For the trees located in the plots, total height and dbh were initially measured. For the volume determination, each tree stem was divided into sections and sectional volumes were separately calculated using Newton's formula. The stem volume was determined by adding section volumes together.

Due to the unavailability of re-measured data, it was decided to to develop a relationship between height and tree age. In order to build that relationship, it was assumed that the tree produces one node per year. This concept was statistically tested later on in the present study and proven to be correct.

For the construction of the yield table in the present study, three relationships were mathematically constructed, i.e., height with age, dbh with height, volume with height and dbh. For the development of height age relationship, 10 trees were selected from each plantation and number of inter-nodes was counted using a high-quality binocular and the distance between consecutive nodes were accurately measured.
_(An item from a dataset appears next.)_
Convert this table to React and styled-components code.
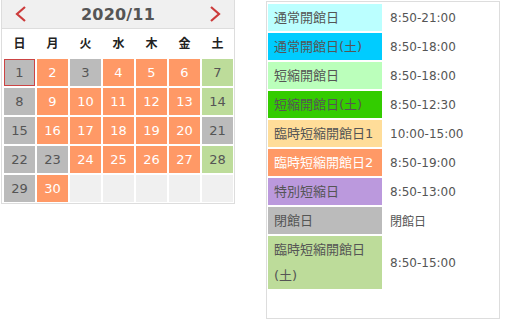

All three relationships were mathematically built using regression analysis and for each relationship over 15 models were tested. The best modes were selected based on R2 values and distribution of standard residuals. The selected best model for height-age relationship was non-linear. The selected linear models to predict dbh and volume had 75.9% and 73.9% R2 values respectively.

By using the finally selected models, a complete yield table and a two-parameter volume table was constructed. As it was found that there were no significant difference among the selected sites for this study, it was decided to construct one yield table for all site types with the planting density of 1,100 trees per ha.

Sunday, January 29, 2012

Analysis of mangrove vegetation cover and the present status of aquaculture in Puttlam District of Sri Lanka

Abstract of a research study

conducted by Supun Nigamuni, Upul Subasinghe and Chandani Edussuriya

Mangrove forests are complex ecosystems that occur along intertidal accretive shores in the tropics. Mangroves play a significant role in both ecology and economy. In Sri Lanka many estuaries and lagoons are fringed with vastly diverse mangrove forests. The northwestern coastline represent all three major climatic zones in Sri Lanka. It also has the largest mangrove forest patch which is located in Puttlam – Kalpitiya lagoon. From the recent past the mangrove forest cover in Puttalam District is experiencing severe pressures from the adjoining settlements, the fishery industry, aquaculture and other activities in the catchment. An abrupt decline in the forest cover is evident due to being converted into industrial shrimp farms.

An attempt was made in the present study to analyze the spatial pattern of mangrove destruction related to shrimp farm development and to analyze the distribution of mangrove species. For this purpose, shrimp farms of 2008 were mapped using IRS – LISS III image (2008) to identify the operational and abandoned shrimp farms. The results were verified by using Google Earth. In order to study the mangrove species distribution, a total of 40 sampling sites were selected to cover the whole study area. Data collection was done at each sampling point by a 10 m traverse established from the water level to the edge of the mangrove vegetation at the landside. Species and the number of individuals in each traverse were recorded during this survey.

According to the findings of the study in 2008 there is a total of 5355 ha of land is used for shrimp farms but only 3872 ha is in operation and others are abandoned. These barren lands could be cultivated with mangroves if suitable restoration programme is implemented while natural regeneration is also evident in some areas.

It was evident that Chilaw lagoon area is the richest when it comes to mangrove diversity. Rhizophore mucronata, Avicennia marina and Lumnitzera racemosa were the most dominant species in the study area. The most significant finding was the recording of Scyphiphora hydrophyllacea Gaertn. f. from Udappwa (854883.4 N 366900.8 E) which has now become very rare species in Sri Lanka. Only a few trees were previously recorded to be restricted to one locality on the Kalpitiya Peninsula in Puttalam lagoon.